#### [What is being asked]
Copy every line with the string "this" in it.

#### [The input]
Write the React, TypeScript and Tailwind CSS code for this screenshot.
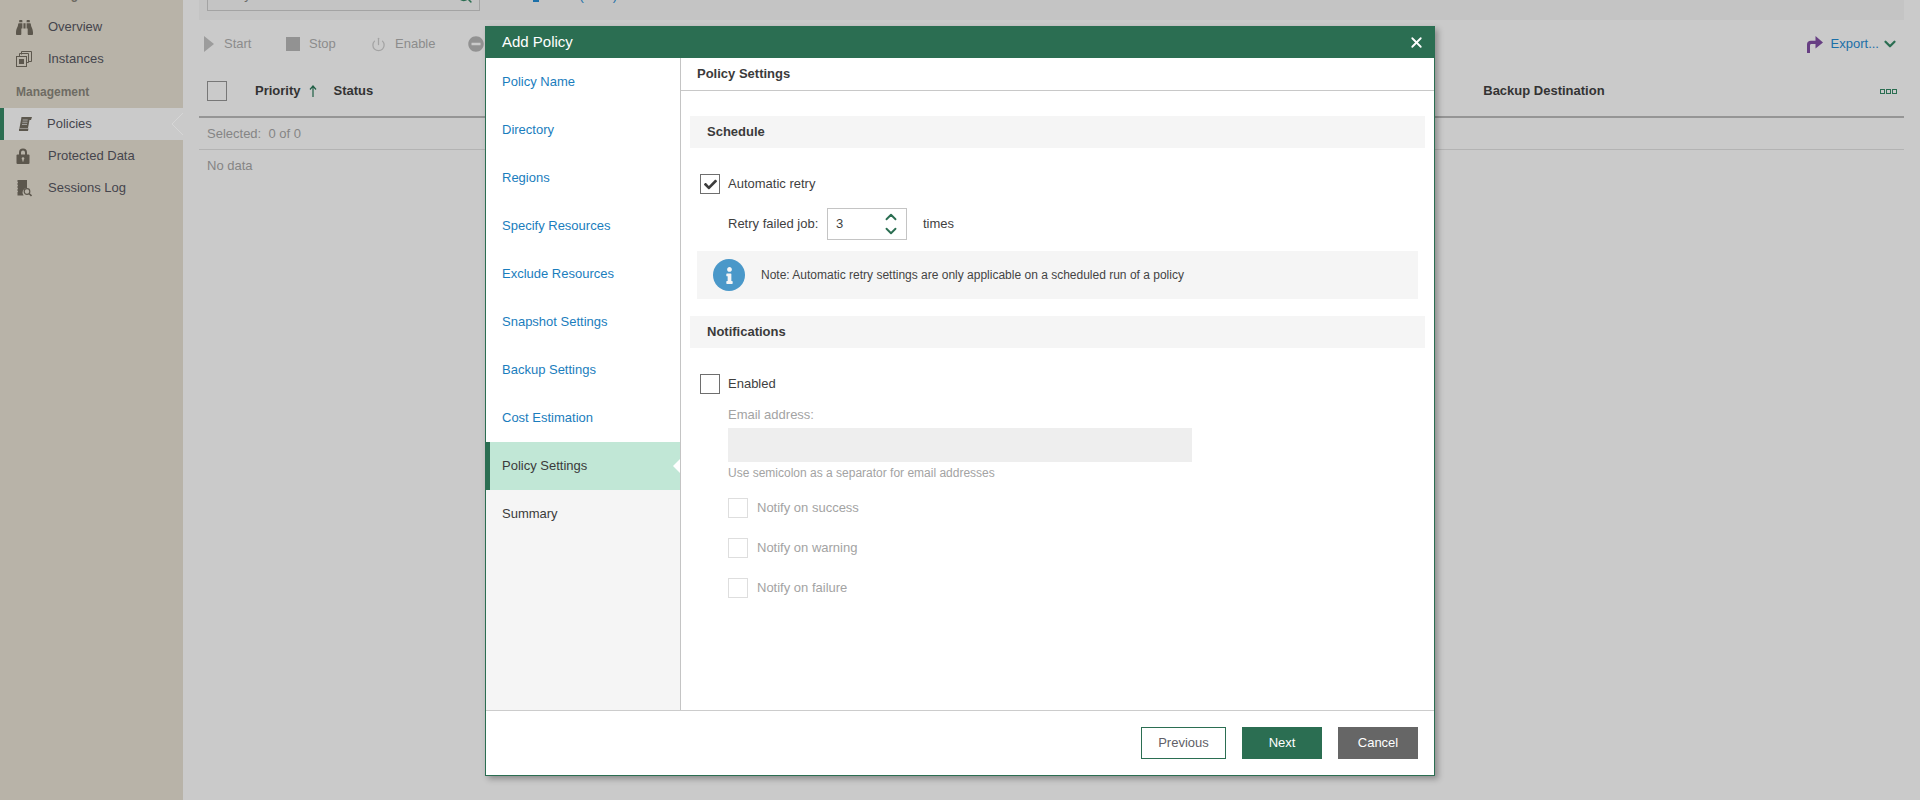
* * *
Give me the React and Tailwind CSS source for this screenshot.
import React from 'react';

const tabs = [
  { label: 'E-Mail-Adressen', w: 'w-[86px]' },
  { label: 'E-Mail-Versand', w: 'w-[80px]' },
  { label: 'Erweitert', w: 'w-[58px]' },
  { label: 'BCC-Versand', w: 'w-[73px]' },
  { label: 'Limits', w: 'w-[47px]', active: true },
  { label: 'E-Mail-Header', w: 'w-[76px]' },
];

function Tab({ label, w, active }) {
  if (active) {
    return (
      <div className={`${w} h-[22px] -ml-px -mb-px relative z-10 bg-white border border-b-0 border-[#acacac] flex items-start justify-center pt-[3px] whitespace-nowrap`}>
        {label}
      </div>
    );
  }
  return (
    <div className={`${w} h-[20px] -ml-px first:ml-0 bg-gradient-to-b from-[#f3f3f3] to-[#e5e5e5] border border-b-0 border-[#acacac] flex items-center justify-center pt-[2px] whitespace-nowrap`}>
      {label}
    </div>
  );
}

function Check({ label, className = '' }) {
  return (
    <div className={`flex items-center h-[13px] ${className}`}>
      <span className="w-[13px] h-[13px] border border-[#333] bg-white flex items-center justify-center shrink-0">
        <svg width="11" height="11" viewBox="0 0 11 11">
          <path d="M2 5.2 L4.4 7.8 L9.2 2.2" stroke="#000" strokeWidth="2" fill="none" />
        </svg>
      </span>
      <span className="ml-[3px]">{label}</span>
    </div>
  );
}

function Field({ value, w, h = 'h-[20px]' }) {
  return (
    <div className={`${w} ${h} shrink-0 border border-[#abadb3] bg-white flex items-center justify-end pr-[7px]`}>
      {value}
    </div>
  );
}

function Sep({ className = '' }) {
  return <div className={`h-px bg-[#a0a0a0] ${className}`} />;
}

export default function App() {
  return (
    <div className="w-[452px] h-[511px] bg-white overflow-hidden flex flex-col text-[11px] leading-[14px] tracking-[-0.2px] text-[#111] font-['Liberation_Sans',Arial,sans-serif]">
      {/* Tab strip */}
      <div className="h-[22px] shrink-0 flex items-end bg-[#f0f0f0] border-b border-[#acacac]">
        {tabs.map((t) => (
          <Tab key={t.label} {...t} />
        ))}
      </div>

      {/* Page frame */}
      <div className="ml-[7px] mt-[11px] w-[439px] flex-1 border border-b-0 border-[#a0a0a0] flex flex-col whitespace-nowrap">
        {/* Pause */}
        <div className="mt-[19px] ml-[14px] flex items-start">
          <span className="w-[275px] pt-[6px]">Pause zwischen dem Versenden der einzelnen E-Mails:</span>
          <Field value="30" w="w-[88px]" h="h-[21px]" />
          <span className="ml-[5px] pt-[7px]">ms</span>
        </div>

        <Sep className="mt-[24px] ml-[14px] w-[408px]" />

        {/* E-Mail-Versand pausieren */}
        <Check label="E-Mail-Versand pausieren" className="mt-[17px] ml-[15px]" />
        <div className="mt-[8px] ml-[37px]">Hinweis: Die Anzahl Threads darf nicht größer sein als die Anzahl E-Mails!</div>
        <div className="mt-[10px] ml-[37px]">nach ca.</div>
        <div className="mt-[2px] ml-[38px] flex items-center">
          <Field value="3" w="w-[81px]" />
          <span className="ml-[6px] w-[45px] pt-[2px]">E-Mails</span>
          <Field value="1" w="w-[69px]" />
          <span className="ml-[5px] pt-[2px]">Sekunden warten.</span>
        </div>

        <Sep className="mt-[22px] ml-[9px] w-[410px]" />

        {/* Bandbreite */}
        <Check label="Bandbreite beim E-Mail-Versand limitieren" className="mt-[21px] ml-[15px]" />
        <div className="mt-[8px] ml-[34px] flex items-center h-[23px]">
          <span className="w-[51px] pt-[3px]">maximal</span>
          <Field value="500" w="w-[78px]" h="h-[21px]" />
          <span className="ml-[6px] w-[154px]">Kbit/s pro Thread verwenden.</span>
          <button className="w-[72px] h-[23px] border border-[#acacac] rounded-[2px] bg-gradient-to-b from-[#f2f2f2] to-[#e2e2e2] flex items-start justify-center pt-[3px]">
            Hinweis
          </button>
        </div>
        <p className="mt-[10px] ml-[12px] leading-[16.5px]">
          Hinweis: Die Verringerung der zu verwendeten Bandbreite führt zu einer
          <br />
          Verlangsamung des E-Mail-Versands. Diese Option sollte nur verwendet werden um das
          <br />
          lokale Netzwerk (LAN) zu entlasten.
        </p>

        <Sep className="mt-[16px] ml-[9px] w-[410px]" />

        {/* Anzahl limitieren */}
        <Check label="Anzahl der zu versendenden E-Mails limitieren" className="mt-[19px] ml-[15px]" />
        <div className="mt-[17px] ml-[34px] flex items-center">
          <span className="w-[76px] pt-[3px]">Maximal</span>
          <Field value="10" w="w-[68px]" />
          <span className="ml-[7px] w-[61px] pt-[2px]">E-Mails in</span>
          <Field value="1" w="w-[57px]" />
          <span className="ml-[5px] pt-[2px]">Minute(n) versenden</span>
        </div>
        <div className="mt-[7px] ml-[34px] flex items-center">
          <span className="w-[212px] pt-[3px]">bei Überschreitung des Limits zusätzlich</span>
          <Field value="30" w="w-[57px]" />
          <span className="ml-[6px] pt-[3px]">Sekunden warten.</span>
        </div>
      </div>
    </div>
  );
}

#### [Expected answer]
Write the React, TypeScript and Tailwind CSS code for this screenshot.
Give me the React and Tailwind CSS source for this screenshot.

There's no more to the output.